Kate Armstrong is an artist and writer whose work engages the physical and narrative experience of networks. Her location-based writing projects, which engage with the physical fabric of urban experience and which approach the living city as a compositional element in the work, have been exhibited internationally. She directs Upgrade Vancouver, an organization which supports and investigates intersections between art, technology and culture, and is an adjunct professor at Emily Carr University of Art and Design in Vancouver, Canada. Her book, Crisis & Repetition: Essays on Art and Culture, was published by Michigan State University Press.
Programme: Saturday 4 April
Workshop One: Present Tense.
During a visit to the Tate Triennial exhibition participants will experiment with writing as an experiential activity in the present tense. The idea is to inspire a consideration of time in relation to cultural production.
Workshop Two: In Situ
Using a stream of consciousness method, participants will record everything they see, feel and hear from a single position in the urban environment. This will include the presence of objects or messages, scraps of overheard conversation, physical qualities of the cityscapeand their own mental impressions.
Programme: Sunday 5 April
Workshop Three: Mapping and Walking
Participants will examine walking as cultural activity as well as creative approaches to mapping, and consider emerging narrative models in a historical context: from Baudelaire’s Flaneur to the present trend of docu-fiction and psychogeographic novels.
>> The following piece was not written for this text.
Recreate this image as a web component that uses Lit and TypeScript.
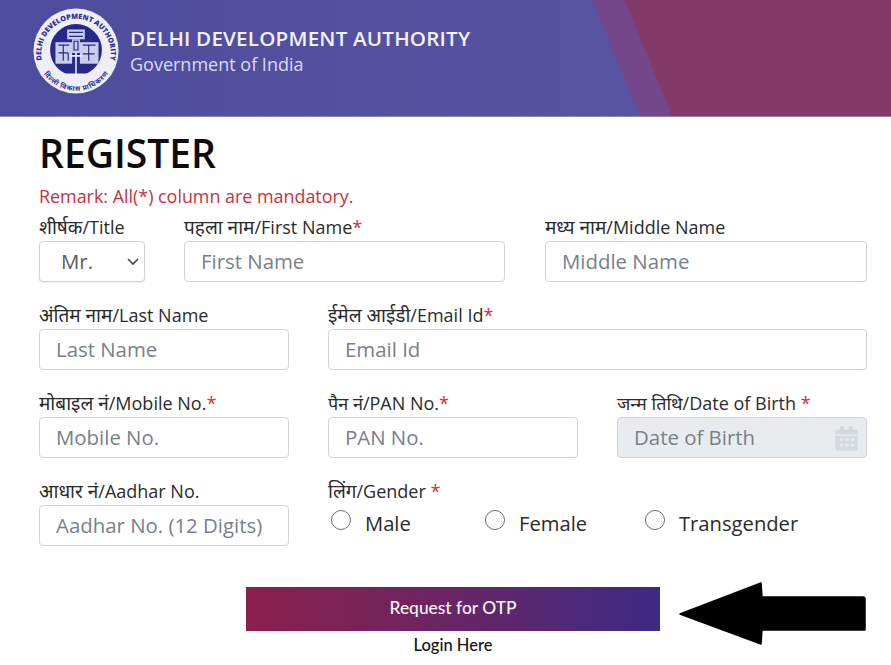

Workshop Four: Mobility and Time
In this session participants will set out to the city to undertake two short narrative exercises: one in which the experience of mobility is considered; the second in which time is explored as manifest in the space of the city.
Workshop Five: The Journey-Form
Finally, the course will consider Bourriaud’s notion of the "Journey-Form". Using strategies developed in past sessions, the participants mission is to create a narrative in the form of a map that explores the dynamic space of the city.